Munday enlisted in June 1940 and served in Egypt, North Africa and later New Guinea and Borneo.
But it is not just the stories of the region's soldiers that Mr Sproston has researched - his own family's war history has taken him on a journey of discovery.
One of his ancestors fought against Napoleon in the Peninsular War in Portugal and Spain from 1810 until 1815.
"He actually, during the Peninsular War, twice volunteered for the forlorn hope which was basically the suicide squad. You attack the city, break down the wall and the forlorn hope went in to hold it until the rest of the troops got in," Mr Sproston said.
"His regiment was then sent to America and in the battle of New Orleans where he was wounded," he said.
Mr Sproston's own father, Les, was at Dunkirk when it was evacuated in World War II. "I only found out a lot about his war service after he died. He never talked about it at all," he said.

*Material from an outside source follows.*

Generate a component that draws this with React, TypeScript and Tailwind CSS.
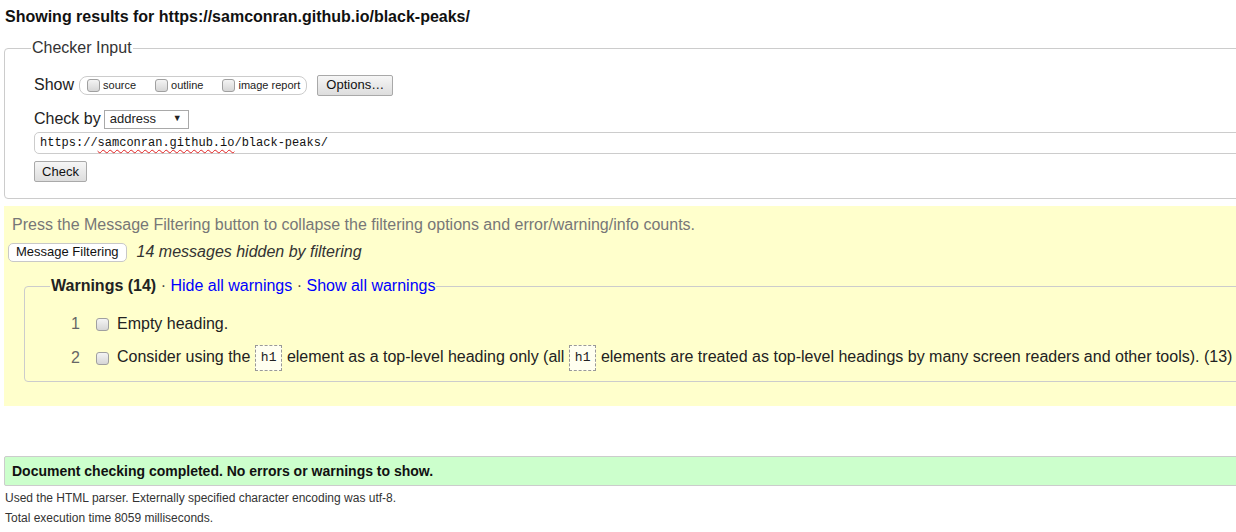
import React from "react";

function Box() {
  return (
    <span className="inline-block w-[13px] h-[13px] rounded-[3px] border border-[#a0a0a0] bg-linear-to-b from-[#f4f4f4] to-[#d6d6d6] shrink-0" />
  );
}

function GrayButton({ label, className }: { label: string; className?: string }) {
  return (
    <span
      className={
        "flex items-center justify-center h-[21px] border border-[#a9a9a9] rounded-[2px] bg-linear-to-b from-[#f6f6f6] to-[#dddddd] text-[13px] text-[#111] " +
        (className ?? "")
      }
    >
      {label}
    </span>
  );
}

function Code() {
  return (
    <code className="inline-block font-['Liberation_Mono',monospace] text-[13px] leading-[24px] px-[5px] border border-dashed border-[#999] bg-[#fffff0] align-middle">
      h1
    </code>
  );
}

export default function App() {
  const items = [
    { n: 1, text: <span>Empty heading.</span> },
    {
      n: 2,
      text: (
        <span>
          Consider using the <Code /> element as a top-level heading only (all <Code /> elements are
          treated as top-level headings by many screen readers and other tools). (13)
        </span>
      ),
    },
  ];

  return (
    <div className="w-[1236px] h-[532px] overflow-hidden bg-white font-['Liberation_Sans',Arial,sans-serif] text-[#222]">
      <div className="w-[1262px] px-[4px]">
        {/* heading */}
        <h2 className="pt-[8px] pl-[1px] text-[16px] leading-[18px] font-bold text-[#111] whitespace-nowrap">
          Showing results for https://samconran.github.io/black-peaks/
        </h2>

        {/* checker input */}
        <fieldset className="mt-[13px] border border-[#cccccc] rounded-[4px] pl-[26px] pb-[16px]">
          <legend className="px-px text-[16px] leading-[18px] text-[#333]">Checker Input</legend>

          <div className="pl-[3px]">
            <div className="mt-[17px] flex items-center h-[22px]">
              <span className="text-[16px] text-[#222]">Show</span>
              <div className="ml-[5px] flex items-center h-[19px] border border-[#cccccc] rounded-[8px] pl-[7px] pr-[6px] gap-[19px] text-[11px]">
                <label className="flex items-center gap-[3px]">
                  <Box />
                  <span>source</span>
                </label>
                <label className="flex items-center gap-[3px]">
                  <Box />
                  <span>outline</span>
                </label>
                <label className="flex items-center gap-[3px]">
                  <Box />
                  <span>image report</span>
                </label>
              </div>
              <GrayButton label="Options…" className="ml-[10px] w-[76px]" />
            </div>

            <div className="mt-[13px] flex items-center h-[20px]">
              <span className="text-[16px] text-[#222]">Check by</span>
              <div className="ml-[3px] flex items-center justify-between w-[85px] h-[19px] border border-[#a9a9a9] bg-white pl-[5px] pr-[6px] text-[13px]">
                <span>address</span>
                <span className="text-[9px]">▼</span>
              </div>
            </div>

            <div className="mt-[3px] flex items-center h-[22px] border border-[#cccccc] rounded-[5px] pl-[5px] bg-white">
              <span className="font-['Liberation_Mono',monospace] text-[12px] text-[#111] whitespace-nowrap">
                https://
                <span className="underline decoration-wavy decoration-[#e02020] decoration-1 underline-offset-[3px]">
                  samconran.github.io
                </span>
                /black-peaks/
              </span>
            </div>

            <div className="mt-[7px] flex">
              <GrayButton label="Check" className="w-[53px]" />
            </div>
          </div>
        </fieldset>

        {/* filtering */}
        <div className="mt-[7px] bg-[#ffffcc] px-[4px] pt-[10px] pb-[24px]">
          <p className="pl-[4px] text-[16px] leading-[18px] text-[#777777] whitespace-nowrap">
            Press the Message Filtering button to collapse the filtering options and error/warning/info counts.
          </p>
          <div className="mt-[6px] flex items-center">
            <span className="flex items-center h-[19px] px-[7px] border border-[#c8c8c8] rounded-[5px] bg-white text-[13px] text-[#111]">
              Message Filtering
            </span>
            <span className="ml-[10px] italic text-[16px] text-[#333]">14 messages hidden by filtering</span>
          </div>

          <fieldset className="mt-[13px] ml-[16px] border border-[#cccccc] rounded-[4px] pl-[25px] pb-[10px]">
            <legend className="px-px text-[16px] leading-[18px] whitespace-nowrap">
              <b className="text-[#222]">Warnings (14)</b>
              <span className="text-[#444]"> · </span>
              <span className="text-[#0000ff]">Hide all warnings</span>
              <span className="text-[#444]"> · </span>
              <span className="text-[#0000ff]">Show all warnings</span>
            </legend>

            <div className="mt-[16px] flex flex-col gap-[8px]">
              {items.map((it) => (
                <div key={it.n} className="flex items-center h-[26px] text-[16px] whitespace-nowrap">
                  <span className="w-[30px] text-right text-[#666]">{it.n}</span>
                  <span className="ml-[16px] flex">
                    <Box />
                  </span>
                  <span className="ml-[8px] text-[#222]">{it.text}</span>
                </div>
              ))}
            </div>
          </fieldset>
        </div>

        {/* result */}
        <div className="mt-[50px] flex items-center h-[30px] border border-[#cccccc] rounded-[2px] bg-[#ccffcc] pl-[7px]">
          <span className="text-[14px] font-bold text-[#111]">
            Document checking completed. No errors or warnings to show.
          </span>
        </div>
        <p className="mt-[2px] pl-[1px] text-[12px] leading-[20px] text-[#333]">
          Used the HTML parser. Externally specified character encoding was utf-8.
        </p>
        <p className="pl-[1px] text-[12px] leading-[20px] text-[#333]">Total execution time 8059 milliseconds.</p>
      </div>
    </div>
  );
}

Les was on a pleasure steamer that was sunk on the beach during the evacuation of Dunkirk. "He was very fortunate because a lot of them were crammed in down below, but he decided to stop up on deck for a smoke and he got blown into the water," he said.
"He was in the water for quite a while and managed to swim out to another ship which just happened to be an oil tanker."
A few years ago, Mr Sproston discovered his father had been billeted to a French family before Dunkirk, and Mrs Sproston managed to track down their name.
When they went to visit, Georgette - who would have been 14 when his dad stayed with them - brought out a small cigar box full of ceramic animals that she had kept.
It had belonged to Mr Sproston's father, but he had left it behind when he went off to fight at Dunkirk.
"She gave them to us to care for. Incredible she'd kept them all those years," Mr Sproston said.